Tim internal ini mendukung satuan tugas gabungan PPATK bersama Direktorat Jenderal Pajak Kementerian Keuangan yang juga memeriksa daftar nama pengusaha yang tercantum dalam dokumen Panama.
Keempat kategori tersebut adalah individu atau perusahaan terkait dengan nama-nama yang pernah muncul dalam Laporan Hasil Analisis (LHA) PPATK dan nama-nama yang terlapor sebagai Laporan Transaksi Keuangan Mencurigakan (LTKM). Pejabat negara (Politically Exposed Person) yang terkait dengan LHA dan Laporan Harta Kekayaan Pejabat Negara (LHKPN) juga menjadi sasaran.
Terakhir, nama-nama dalam profesi yang menjadi pihak pelapor PPATK, baik di sektor jasa keuangan, penyedia barang dan jasa serta profesi tertentu. "Seperti lawyer atau lawfirm dan lain-lain," kata dia.
Menurut Agus, sejak 2012, PPATK menyelidiki modus warga Indonesia yang mendirikan perusahaan di beberapa wilayah bebas pajak. Lembaganya bekerja sama dengan instansi di Inggris untuk berbicara dengan otoritas British Virgin Islands. "Tapi susah untuk diungkap karena berada di luar yurisdiksi Indonesia," kata Agus.
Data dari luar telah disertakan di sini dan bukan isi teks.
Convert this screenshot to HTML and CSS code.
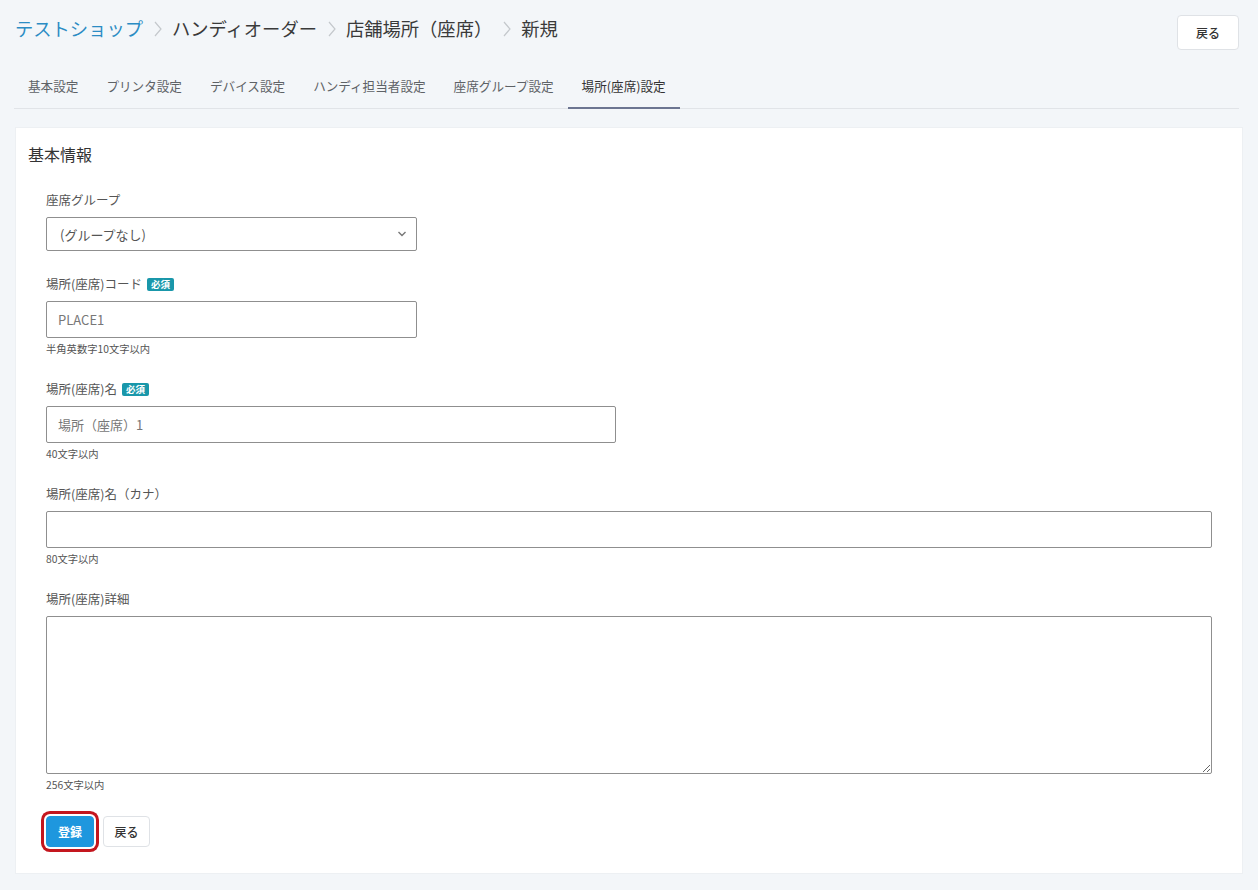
FILE: index.html
```html
<!DOCTYPE html>
<html lang="ja">
<head>
<meta charset="utf-8">
<title>場所(座席) 新規</title>
<link rel="stylesheet" href="styles.css">
</head>
<body>
<div class="page">
  <header class="topbar">
    <nav class="crumbs">
      <a class="crumb link" href="#">テストショップ</a>
      <svg class="sep" width="10" height="18" viewBox="0 0 10 18"><polyline points="2,2 8,9 2,16" fill="none" stroke="#c4c8cc" stroke-width="1.2"/></svg>
      <span class="crumb">ハンディオーダー</span>
      <svg class="sep" width="10" height="18" viewBox="0 0 10 18"><polyline points="2,2 8,9 2,16" fill="none" stroke="#c4c8cc" stroke-width="1.2"/></svg>
      <span class="crumb">店舗場所（座席）</span>
      <svg class="sep" width="10" height="18" viewBox="0 0 10 18"><polyline points="2,2 8,9 2,16" fill="none" stroke="#c4c8cc" stroke-width="1.2"/></svg>
      <span class="crumb">新規</span>
    </nav>
    <button class="btn btn-light top-back">戻る</button>
  </header>

  <ul class="tabs">
    <li class="tab">基本設定</li>
    <li class="tab">プリンタ設定</li>
    <li class="tab">デバイス設定</li>
    <li class="tab">ハンディ担当者設定</li>
    <li class="tab">座席グループ設定</li>
    <li class="tab active">場所(座席)設定</li>
  </ul>

  <section class="card">
    <h2 class="card-title">基本情報</h2>
    <form class="form">
      <div class="group">
        <label class="label">座席グループ</label>
        <div class="select w-sm">
          <span>(グループなし)</span>
          <svg width="10" height="6" viewBox="0 0 10 6"><polyline points="1.5,1 5,4.5 8.5,1" fill="none" stroke="#777" stroke-width="1.4"/></svg>
        </div>
      </div>
      <div class="group">
        <label class="label">場所(座席)コード <span class="badge">必須</span></label>
        <input class="input w-sm" type="text" placeholder="PLACE1">
        <div class="hint">半角英数字10文字以内</div>
      </div>
      <div class="group">
        <label class="label">場所(座席)名 <span class="badge">必須</span></label>
        <input class="input w-md" type="text" placeholder="場所（座席）1">
        <div class="hint">40文字以内</div>
      </div>
      <div class="group">
        <label class="label">場所(座席)名（カナ）</label>
        <input class="input" type="text">
        <div class="hint">80文字以内</div>
      </div>
      <div class="group">
        <label class="label">場所(座席)詳細</label>
        <textarea class="textarea"></textarea>
        <div class="hint">256文字以内</div>
      </div>
      <div class="actions">
        <button type="button" class="btn btn-primary">登録</button>
        <button type="button" class="btn btn-light">戻る</button>
      </div>
    </form>
  </section>
</div>
</body>
</html>
```

FILE: styles.css
```css
* { box-sizing: border-box; }
html, body { margin: 0; padding: 0; }
body {
  background: #f3f6f9;
  font-family: "Noto Sans CJK JP", "Noto Sans", sans-serif;
  color: #333;
}
.page {
  padding: 15px 15px 17px 14px;
}
.topbar {
  display: flex;
  justify-content: space-between;
  align-items: flex-start;
  padding-right: 4px;
}
.crumbs {
  display: flex;
  align-items: center;
  gap: 9px;
  height: 27px;
  padding-left: 1px;
}
.crumb {
  font-size: 18.3px;
  line-height: 27px;
  color: #3a3a3a;
  text-decoration: none;
}
.crumb.link { color: #2b8cc4; }
.sep { margin: 0 0 0 1px; }
.btn {
  font-family: inherit;
  font-size: 12px;
  font-weight: 500;
  border-radius: 4px;
  cursor: pointer;
  padding: 0;
}
.btn-light {
  background: #fff;
  border: 1px solid #dfe2e6;
  color: #333;
}
.top-back {
  width: 62px;
  height: 35px;
}
.tabs {
  list-style: none;
  margin: 16px 0 0;
  padding: 0;
  display: flex;
  border-bottom: 1px solid #e1e4e8;
  margin-right: 4px;
}
.tab {
  padding: 11px 14px 12px;
  font-size: 12.6px;
  line-height: 18px;
  color: #5e6266;
  border-bottom: 2px solid transparent;
  margin-bottom: -1px;
}
.tab.active {
  color: #333;
  border-bottom-color: #6c7591;
}
.card {
  margin-top: 18px;
  margin-left: 1px;
  background: #fff;
  border: 1px solid #edf0f3;
  padding: 14px 30px 26px 12px;
}
.card-title {
  margin: 0;
  font-size: 16px;
  font-weight: 400;
  line-height: 24px;
  color: #333;
}
.form {
  padding-left: 18px;
  margin-top: 25px;
}
.group {
  display: flex;
  flex-direction: column;
  align-items: flex-start;
  margin-bottom: 24px;
}
.label {
  font-size: 12.5px;
  line-height: 18px;
  color: #555;
  margin-bottom: 8px;
  display: flex;
  align-items: center;
  gap: 5px;
}
.badge {
  display: inline-block;
  background: #1997aa;
  color: #fff;
  font-size: 9.5px;
  font-weight: 700;
  line-height: 13px;
  padding: 0 4px;
  border-radius: 2px;
}
.input, .select, .textarea {
  width: 100%;
  border: 1px solid #8f8f8f;
  border-radius: 2px;
  background: #fff;
  font-family: inherit;
  font-size: 13px;
  color: #555;
}
.input {
  height: 37px;
  padding: 0 11px;
  outline: none;
}
.input::placeholder { color: #777; }
.select {
  height: 34px;
  padding: 0 9px 0 13px;
  display: flex;
  align-items: center;
  justify-content: space-between;
}
.w-sm { width: 371px; }
.w-md { width: 570px; }
.textarea {
  height: 158px;
  resize: vertical;
  display: block;
}
.hint {
  font-size: 10.3px;
  line-height: 15px;
  color: #555;
  margin-top: 3px;
}
.actions {
  display: flex;
  gap: 9px;
  align-items: center;
}
.btn-primary {
  width: 48px;
  height: 31px;
  background: #1e97de;
  border: 1px solid #1e97de;
  color: #fff;
  font-weight: 700;
  box-shadow: 0 0 0 2px #fff, 0 0 0 5px #c4161e;
  border-radius: 4px;
}
.actions .btn-light {
  width: 47px;
  height: 31px;
}
```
Senin (3/4/2016) lalu, dunia dihebohkan oleh hasil investigasi konsorsium jurnalis investigasi global (ICIJ) terhadap 11,5 juta dokumen daftar klien Mossack Fonseca di banyak negara surga pajak. Menurut hemat kami, Tempo lah, yang menjadi satu-satunya media di Indonesia dalam konsorsium tersebut, dan sejauh ini menemukan banyak pengusaha Indonesia, politikus, hingga buron dalam daftar tersebut.
Pakar hukum tata negara Yusril Ihza Mahendra mendorong pemerintah menyelidiki para pengusaha yang mendirikan bisnis di negara-negara surga pajak. Yusril menilai ada banyak kemungkinan alasan warga negara Indonesia membentuk perusahaan cangkang di luar negeri.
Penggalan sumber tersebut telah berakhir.